Mr Rathee said the accused can access a lawyer through legal aid centres in the city.

The verdict could be made in a month.

"We do not want to prolong the case. The nature of violence the brutality with which it was committed had made this the rarest of rare cases. I cannot say I have seen anything like this before," said Mr Rathee.

The men have also been accused of destroying evidence by burning the clothes of the victims and washing the bus.

Other details that have emerged include an attempt by the bus driver to run over the student after being thrown off the bus. The victim's friend is said to have pulled her out of the way as the bus attempted to speed over them.

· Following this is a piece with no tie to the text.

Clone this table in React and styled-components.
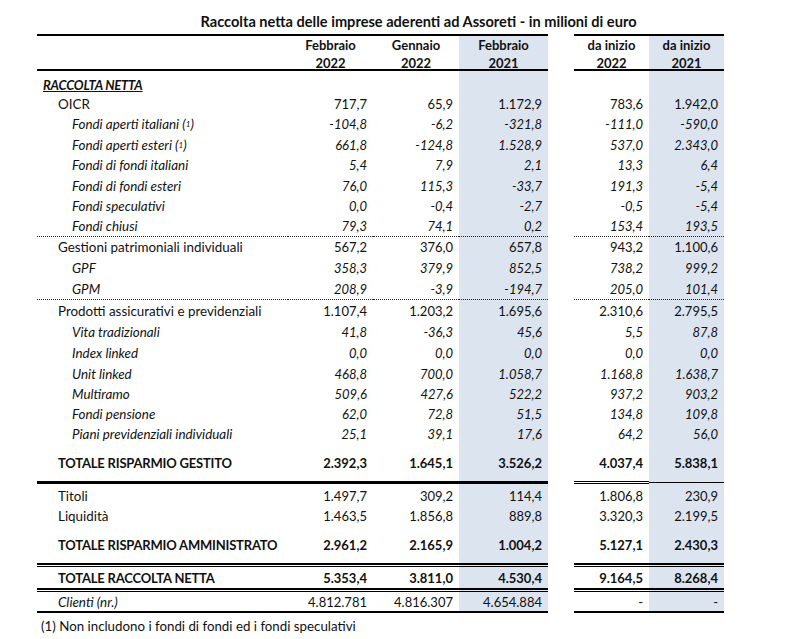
import styled, { createGlobalStyle, css } from "styled-components"

const SHADE = "#dce4f0"
const COLS = "251px 85px 86px 89px 26px 75px 75px"

const GlobalStyle = createGlobalStyle`
  * { box-sizing: border-box; }
  body {
    margin: 0;
    background: #fff;
    color: #111;
    font-family: Lato, "Liberation Sans", sans-serif;
    font-size: 13px;
  }
`

const Page = styled.div`
  padding-left: 37px;
  width: 796px;
`

const Title = styled.h1`
  margin: 0;
  height: 34px;
  padding: 10px 0 0 76px;
  width: 687px;
  font-size: 14.6px;
  font-weight: 700;
  text-align: center;
  line-height: 24px;
`

const Grid = styled.div`
  display: grid;
  grid-template-columns: ${COLS};
  height: ${(p) => p.$h}px;
`

const Cell = styled.div`
  display: flex;
  align-items: center;
  justify-content: flex-end;
  padding: ${(p) => p.$pt || 0}px 6px 0 0;
  background: ${(p) => (p.$shade ? SHADE : "transparent")};
  white-space: nowrap;
  font-variant-numeric: tabular-nums;
  ${(p) => p.$bold && css`font-weight: 700;`}
  ${(p) => p.$italic && css`font-style: italic;`}
`

const Label = styled(Cell)`
  justify-content: flex-start;
  padding-left: ${(p) => p.$indent}px;
  padding-right: 0;
  font-size: ${(p) => (p.$bold ? 13 : 13.4)}px;
  letter-spacing: ${(p) => (p.$bold ? -0.2 : 0)}px;
  ${(p) => p.$underline && css`text-decoration: underline;`}
`

const HeadCell = styled.div`
  background: ${(p) => (p.$shade ? SHADE : "transparent")};
  text-align: center;
  font-weight: 700;
  line-height: 18px;
`

const Gap = styled.div``

const lineKinds = {
  solid: css`background: #000;`,
  dotted: css`border-top: 1px dotted #222;`,
  double: css`
    border-top: 2px solid #000;
    border-bottom: 1px solid #000;
  `,
  doubleThin: css`
    border-top: 1px solid #000;
    border-bottom: 1px solid #000;
  `,
  single: css`
    background-image: linear-gradient(to bottom, transparent 1px, #000 1px, #000 2px, transparent 2px);
  `,
}

const LineCell = styled.div`
  background-color: ${(p) => (p.$shade ? SHADE : "transparent")};
  ${(p) => lineKinds[p.$kind]}
`

const Sup = styled.sup`
  font-size: 8px;
  vertical-align: 4px;
  line-height: 0;
`

const Footnote = styled.div`
  padding: 5px 0 0 4px;
  line-height: 16px;
  font-size: 13.3px;
`

const styles = {
  plain: { indent: 21 },
  sub: { indent: 35, italic: true },
  total: { indent: 21, bold: true },
  clienti: { indent: 21, italicLabel: true },
}

const Line = ({ h, left, right, right2, shade = true }) => (
  <Grid $h={h}>
    <LineCell $kind={left} />
    <LineCell $kind={left} />
    <LineCell $kind={left} />
    <LineCell $kind={left} $shade={shade} />
    <Gap />
    <LineCell $kind={right} />
    <LineCell $kind={right2 || right} $shade={shade} />
  </Grid>
)

const Row = ({ label, values, h = 20, pt = 0, kind = "plain" }) => {
  const s = styles[kind]
  const cellProps = (i) => ({
    $shade: i === 2 || i === 4,
    $bold: s.bold,
    $italic: s.italic,
    $pt: pt,
  })
  return (
    <Grid $h={h}>
      <Label $indent={s.indent} $bold={s.bold} $italic={s.italic || s.italicLabel} $pt={pt}>
        {label}
      </Label>
      {values.slice(0, 3).map((v, i) => (
        <Cell key={i} {...cellProps(i)}>{v}</Cell>
      ))}
      <Gap />
      {values.slice(3).map((v, i) => (
        <Cell key={i + 3} {...cellProps(i + 3)}>{v}</Cell>
      ))}
    </Grid>
  )
}

const oicr = [
  [<>Fondi aperti italiani (<Sup>1</Sup>)</>, ["-104,8", "-6,2", "-321,8", "-111,0", "-590,0"], 20],
  [<>Fondi aperti esteri (<Sup>1</Sup>)</>, ["661,8", "-124,8", "1.528,9", "537,0", "2.343,0"], 21],
  ["Fondi di fondi italiani", ["5,4", "7,9", "2,1", "13,3", "6,4"], 20],
  ["Fondi di fondi esteri", ["76,0", "115,3", "-33,7", "191,3", "-5,4"], 21],
  ["Fondi speculativi", ["0,0", "-0,4", "-2,7", "-0,5", "-5,4"], 20],
  ["Fondi chiusi", ["79,3", "74,1", "0,2", "153,4", "193,5"], 20],
]

const assicurativi = [
  ["Vita tradizionali", ["41,8", "-36,3", "45,6", "5,5", "87,8"], 21],
  ["Index linked", ["0,0", "0,0", "0,0", "0,0", "0,0"], 21],
  ["Unit linked", ["468,8", "700,0", "1.058,7", "1.168,8", "1.638,7"], 21],
  ["Multiramo", ["509,6", "427,6", "522,2", "937,2", "903,2"], 20],
  ["Fondi pensione", ["62,0", "72,8", "51,5", "134,8", "109,8"], 20],
  ["Piani previdenziali individuali", ["25,1", "39,1", "17,6", "64,2", "56,0"], 20],
]

const headers = [
  ["Febbraio", "2022"],
  ["Gennaio", "2022"],
  ["Febbraio", "2021"],
  ["da inizio", "2022"],
  ["da inizio", "2021"],
]

export default function App() {
  return (
    <Page>
      <GlobalStyle />
      <Title>Raccolta netta delle imprese aderenti ad Assoreti - in milioni di euro</Title>

      <Line h={2} left="solid" right="solid" />
      <Grid $h={33}>
        <div />
        {headers.slice(0, 3).map(([a, b], i) => (
          <HeadCell key={i} $shade={i === 2}>{a}<br />{b}</HeadCell>
        ))}
        <Gap />
        {headers.slice(3).map(([a, b], i) => (
          <HeadCell key={i + 3} $shade={i === 1}>{a}<br />{b}</HeadCell>
        ))}
      </Grid>
      <Line h={2} left="solid" right="solid" />

      <Grid $h={23}>
        <Label $indent={6} $bold $italic $underline $pt={5}>RACCOLTA NETTA</Label>
        <div /><div /><Cell $shade /><Gap /><div /><Cell $shade />
      </Grid>

      <Row label="OICR" values={["717,7", "65,9", "1.172,9", "783,6", "1.942,0"]} />
      {oicr.map(([l, v, h], i) => (
        <Row key={i} kind="sub" label={l} values={v} h={h} />
      ))}
      <Line h={1} left="dotted" right="dotted" />

      <Row label="Gestioni patrimoniali individuali" values={["567,2", "376,0", "657,8", "943,2", "1.100,6"]} />
      <Row kind="sub" label="GPF" values={["358,3", "379,9", "852,5", "738,2", "999,2"]} h={21} />
      <Row kind="sub" label="GPM" values={["208,9", "-3,9", "-194,7", "205,0", "101,4"]} h={21} />
      <Line h={1} left="dotted" right="dotted" />

      <Row label="Prodotti assicurativi e previdenziali" values={["1.107,4", "1.203,2", "1.695,6", "2.310,6", "2.795,5"]} h={21} />
      {assicurativi.map(([l, v, h], i) => (
        <Row key={i} kind="sub" label={l} values={v} h={h} />
      ))}

      <Row kind="total" label="TOTALE RISPARMIO GESTITO" values={["2.392,3", "1.645,1", "3.526,2", "4.037,4", "5.838,1"]} h={37} />
      <Line h={3} left="solid" right="doubleThin" right2="single" />

      <Row label="Titoli" values={["1.497,7", "309,2", "114,4", "1.806,8", "230,9"]} h={22} pt={2} />
      <Row label="Liquidità" values={["1.463,5", "1.856,8", "889,8", "3.320,3", "2.199,5"]} />
      <Row kind="total" label="TOTALE RISPARMIO AMMINISTRATO" values={["2.961,2", "2.165,9", "1.004,2", "5.127,1", "2.430,3"]} h={37} />
      <Line h={4} left="double" right="double" />

      <Row kind="total" label="TOTALE RACCOLTA NETTA" values={["5.353,4", "3.811,0", "4.530,4", "9.164,5", "8.268,4"]} h={21} />
      <Line h={4} left="double" right="double" />
      <Row kind="clienti" label="Clienti (nr.)" values={["4.812.781", "4.816.307", "4.654.884", "-", "-"]} h={19} />
      <Line h={2} left="solid" right="solid" />

      <Footnote>(1) Non includono i fondi di fondi ed i fondi speculativi</Footnote>
    </Page>
  )
}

Some of the key witnesses will include the doctors that treated the victim in New Delhi and Singapore, where she was flown to for treatment, before succumbing to her injuries on December 29, thirteen days after she was first brought to the emergency ward of the Safdarjung Hospital.

On Wednesday, Altamas Kabir, the chief justice of India inaugurated a fast-track court in the same courthouse. On the same day, a chemist was held for allegedly trying to blow up the homes of one of the accused in New Delhi.

"Why is there such a low conviction rate in India? Please judges, wake up!" read one banner held by a protester outside the court yesterday.

A group of men also gathered around to protest in silence, holding up a sign: "When will you stop giving rapists tickets?" pointing to a recent report by the Association for Democratic Reforms, a non-profit group that advocates greater political transparency, that published information following the sexual assault in Delhi about politicians facing criminal charges, including charges of violence against women.

Authorities have charged at least six legislators of India's state legislatures with rape and 36 other local politicians for crimes against women, including sexual abuse and assault. Two members of India's parliament have also been charged with sexual abuse, the report said.

India's Supreme Court will hear a petition starting on Tuesday that will seek to bar politicians with pending criminal charges from contesting elections at all levels, from village councils to national elections.